You will notice that operator+ and operator+= do similar work. How can we take advantage of this? Simple: we implement operator+ in terms of operator+=. The logic is as follows:

1) operator+ needs to create a new value that represents (*this) + rhs.
2) So we make a copy of *this, and add rhs to the copy. This is the value that we want to return.
3) We make the copy by just using the copy constructor. We can add rhs to the copy by using operator+= (that's what it means: "add to the left-hand side".

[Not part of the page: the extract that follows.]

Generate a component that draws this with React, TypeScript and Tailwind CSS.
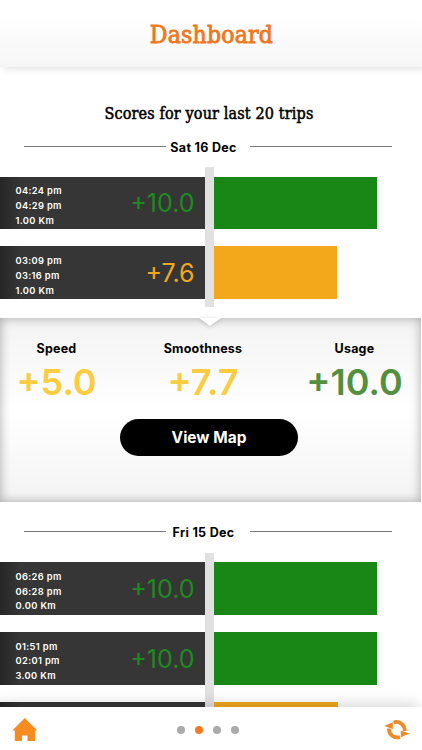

So now we simplify our operator+:


Vector2D operator+(const Vector2D& rhs) {
Vector2D result(*this); // That calls the copy constructor to make a copy of the this-object. We use '*this' to get a reference from the pointer.
result += rhs;
return result;
}


Although for something this simple, there is no real need to name the 'result' variable. We can also take advantage of the fact that operator+= returns a reference to its left-hand side (i.e., the copy that we made and then added to):


Vector2D operator+(const Vector2D& rhs) {
return Vector2D(*this) += rhs; // We can read this as "return the result of adding rhs to a copy of *this"
}


Why are you insisting on dynamically allocating your objects? Just use them as value types.

Okay.
Im making a 2D game that will be polygon based in C++(I've switched from java to C++).

In order to render polygons I usually start with the vector2D class(i also use the vector2D class to store vertices because i see no point in making another class called 'vertex' because vector2D already has X and Y components).


I then Usually make a shape class that stores a vector(dynamic array) of all the points(AKA, vector2D objects) .
In the Shape class i call collision functions and Rendering functions that use the dynamic array of vertices(Vector2D objects) for that particular shape.

The reason i want to have an array of pointers is so that it takes less time to process when i call rendering and collision functions each frame.

Why do you think pointers will take less time to process? Have you profiled it? If anything, using pointers would probably have the opposite effect. You're probably going to swiss cheese your cache with all those indirections.